Most people experience depression at some point in their lives, be it a normal part of grieving, when a relationship ends, or when your life changes is some way. There are times when we may feel dissatisfied with some aspect of our lives, or we simply get the blues.

Mild depression may affect our normal day-to-day life, when things seem more of a struggle and less worthwhile. However, in the case of sever depression, one often feels in total despair, even suicidal. In such cases, a physician should be consulted.
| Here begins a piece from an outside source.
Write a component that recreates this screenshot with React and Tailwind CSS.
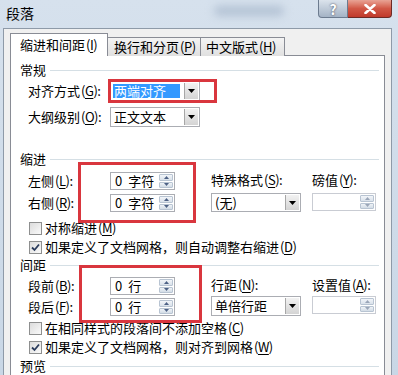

Seasonal Affective Disorder (or SAD) is a severe form of depression. Most people tend to slow down a little in the winter and experience some form of "winter blues," but full-blown SAD can be extremely disabling. Many sufferers are often unable to function without continuous treatment. Depending on the person and the geographical location, the depression can last for several months with symptoms such as overeating with carbohydrate craving and weight gain, sleeping more than usual, fatigue, and social withdrawal. It is the long duration of the symptoms that distinguish SAD from the so-called holiday blues.

It is not known why some people (those between 18 and 30) are more likely to suffer from Seasonal Affective Disorder and why it seems to affect women more than men... unless the statistics are based on the fact that women are more ready to admit to depression and ask for help than men.

There are several alternative therapies for treating depression. One which has been used with remarkable success is Light Therapy. Light and color have been valued throughout history as sources of healing. Today, the therapeutic applications of light and color are being investigated in major hospitals and research centers worldwide. Results indicate that full-spectrum, ultraviolet, colored, and laser light can have therapeutic value for a range of conditions from chronic pain and depression to immune disorders.

The oldest form of light therapy is natural sunlight, which is the ultimate source of full-spectrum light. For those living in areas that see very little sunlight this time of year, there are other options; full-spectrum light therapy, bright light therapy, various forms of UV light therapy, syntonic optometry, cold laser therapy, and colored light therapy.

For treating SAD, according to experts, white light therapy is often preferred over the full-spectrum light because the additional UV light found in full-spectrum light is not necessary to achieve the antidepressant effect of the therapy, and can be harmful to the eyes.

It is also thought that depression may be the result of inadequate nourishment. If the brain is not receiving sufficient fuel, it will not function properly. Vitamin B deficiency is often a physical cause of depression. The best approach to combating depression is to eat more wholefoods, give up sugar, tea, coffee, alcohol and to increase your intake of vitamin B complex, vitamin C, folic acid, calcium, potassium, and magnesium. Exercise is also particularly helpful in depression because it stimulates circulation and releases serotonins in the brain, the hormones that encourage contentment and cheerfulness.

What can you do right now that will help? As you go about your holiday shopping, and cooking, and cleaning, and decking the halls, and making sure that everyone on your list (which you've checked about a dozen times already) has a happy holiday, stop to take time out for yourself! Try a little aromatherapy; Jasmine and bergamot oils are uplifting and refreshing, while lavender is calming and relaxing. Put a little on your wrists, or a piece of cloth you can carry with you. And remember to eat healthy, drink plenty of water, and rest.